Directions for this task:
Every line from the one holding "Recreate this image" through the one holding "birthday, and location.</p>" should be returned exactly, both included; the pictures should not.

Task material:
_ _ _ _ _ _ _

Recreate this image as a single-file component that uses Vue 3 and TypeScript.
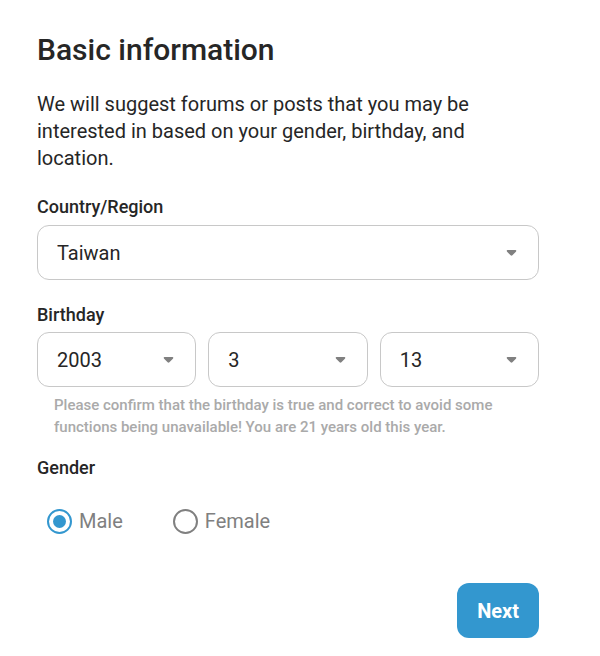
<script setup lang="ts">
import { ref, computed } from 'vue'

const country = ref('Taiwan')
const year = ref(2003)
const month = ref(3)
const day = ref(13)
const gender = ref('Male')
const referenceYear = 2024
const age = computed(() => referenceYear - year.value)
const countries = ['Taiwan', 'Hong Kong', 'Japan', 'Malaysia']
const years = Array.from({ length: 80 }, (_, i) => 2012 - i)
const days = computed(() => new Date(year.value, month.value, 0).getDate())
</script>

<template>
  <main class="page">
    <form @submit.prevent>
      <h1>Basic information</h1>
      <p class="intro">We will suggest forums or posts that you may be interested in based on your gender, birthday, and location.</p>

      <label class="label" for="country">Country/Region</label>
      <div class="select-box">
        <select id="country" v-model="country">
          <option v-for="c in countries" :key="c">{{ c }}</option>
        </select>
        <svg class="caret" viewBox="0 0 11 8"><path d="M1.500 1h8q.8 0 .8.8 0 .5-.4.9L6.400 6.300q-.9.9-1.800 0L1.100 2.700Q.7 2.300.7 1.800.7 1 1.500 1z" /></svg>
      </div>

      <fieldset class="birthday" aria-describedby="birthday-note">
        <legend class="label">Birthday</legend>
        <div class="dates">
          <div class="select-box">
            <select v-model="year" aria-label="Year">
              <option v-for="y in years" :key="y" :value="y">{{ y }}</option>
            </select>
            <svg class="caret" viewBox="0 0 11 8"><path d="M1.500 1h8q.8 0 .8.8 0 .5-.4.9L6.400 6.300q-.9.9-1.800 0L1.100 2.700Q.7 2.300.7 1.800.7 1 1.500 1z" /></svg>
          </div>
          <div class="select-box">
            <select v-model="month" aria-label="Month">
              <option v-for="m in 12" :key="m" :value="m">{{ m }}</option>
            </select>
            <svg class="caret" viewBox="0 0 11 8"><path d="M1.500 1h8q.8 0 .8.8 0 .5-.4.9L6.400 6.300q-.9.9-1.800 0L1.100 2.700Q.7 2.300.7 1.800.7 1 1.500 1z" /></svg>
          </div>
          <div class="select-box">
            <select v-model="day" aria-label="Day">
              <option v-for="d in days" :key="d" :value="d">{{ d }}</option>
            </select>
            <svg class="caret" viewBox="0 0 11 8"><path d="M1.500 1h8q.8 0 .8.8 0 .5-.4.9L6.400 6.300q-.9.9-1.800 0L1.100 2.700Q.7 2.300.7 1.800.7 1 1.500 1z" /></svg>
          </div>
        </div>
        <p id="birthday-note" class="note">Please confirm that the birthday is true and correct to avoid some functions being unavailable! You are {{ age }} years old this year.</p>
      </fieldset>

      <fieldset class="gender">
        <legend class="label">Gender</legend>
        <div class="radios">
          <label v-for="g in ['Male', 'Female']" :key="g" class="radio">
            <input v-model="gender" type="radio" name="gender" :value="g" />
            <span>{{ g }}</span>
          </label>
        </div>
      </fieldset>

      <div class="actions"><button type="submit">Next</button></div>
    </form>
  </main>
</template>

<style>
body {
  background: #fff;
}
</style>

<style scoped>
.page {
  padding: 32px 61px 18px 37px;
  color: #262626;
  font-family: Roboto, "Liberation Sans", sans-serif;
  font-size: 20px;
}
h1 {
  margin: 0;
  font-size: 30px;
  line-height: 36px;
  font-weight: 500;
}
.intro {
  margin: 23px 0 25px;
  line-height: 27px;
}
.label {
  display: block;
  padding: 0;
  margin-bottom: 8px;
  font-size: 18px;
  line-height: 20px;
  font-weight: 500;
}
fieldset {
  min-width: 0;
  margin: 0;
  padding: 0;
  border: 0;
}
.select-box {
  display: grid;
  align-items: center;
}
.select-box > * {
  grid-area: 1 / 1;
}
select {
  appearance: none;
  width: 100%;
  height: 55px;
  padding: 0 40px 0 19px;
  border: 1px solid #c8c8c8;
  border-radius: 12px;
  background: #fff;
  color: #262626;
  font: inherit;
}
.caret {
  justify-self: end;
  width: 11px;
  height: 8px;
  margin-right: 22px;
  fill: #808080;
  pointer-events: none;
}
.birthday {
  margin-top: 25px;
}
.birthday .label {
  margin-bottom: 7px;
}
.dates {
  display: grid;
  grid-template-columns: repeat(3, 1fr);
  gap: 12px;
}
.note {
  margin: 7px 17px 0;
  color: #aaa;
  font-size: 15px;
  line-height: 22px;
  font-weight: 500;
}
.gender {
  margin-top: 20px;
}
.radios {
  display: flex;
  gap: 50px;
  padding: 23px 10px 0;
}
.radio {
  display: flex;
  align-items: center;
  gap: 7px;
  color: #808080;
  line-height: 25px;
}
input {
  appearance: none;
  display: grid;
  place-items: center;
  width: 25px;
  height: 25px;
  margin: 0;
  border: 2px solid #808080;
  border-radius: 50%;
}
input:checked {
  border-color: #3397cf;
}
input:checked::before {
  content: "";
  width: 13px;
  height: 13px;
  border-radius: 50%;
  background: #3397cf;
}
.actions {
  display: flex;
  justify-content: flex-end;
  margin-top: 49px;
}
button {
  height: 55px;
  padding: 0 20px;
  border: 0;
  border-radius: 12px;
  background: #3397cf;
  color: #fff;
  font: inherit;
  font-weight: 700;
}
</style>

_ _ _ _ _ _ _

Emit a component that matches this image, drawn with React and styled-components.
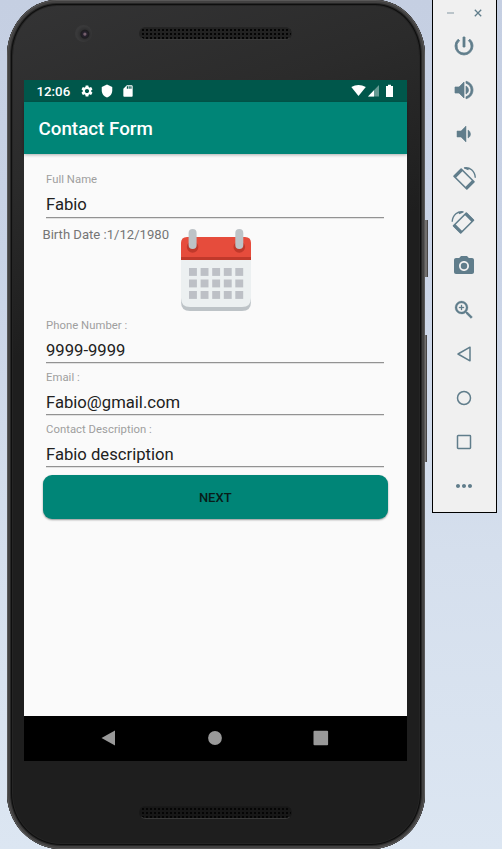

_ _ _ _ _ _ _

Right answer:
Recreate this image as a single-file component that uses Vue 3 and TypeScript.
<script setup lang="ts">
import { ref, computed } from 'vue'

const country = ref('Taiwan')
const year = ref(2003)
const month = ref(3)
const day = ref(13)
const gender = ref('Male')
const referenceYear = 2024
const age = computed(() => referenceYear - year.value)
const countries = ['Taiwan', 'Hong Kong', 'Japan', 'Malaysia']
const years = Array.from({ length: 80 }, (_, i) => 2012 - i)
const days = computed(() => new Date(year.value, month.value, 0).getDate())
</script>

<template>
  <main class="page">
    <form @submit.prevent>
      <h1>Basic information</h1>
      <p class="intro">We will suggest forums or posts that you may be interested in based on your gender, birthday, and location.</p>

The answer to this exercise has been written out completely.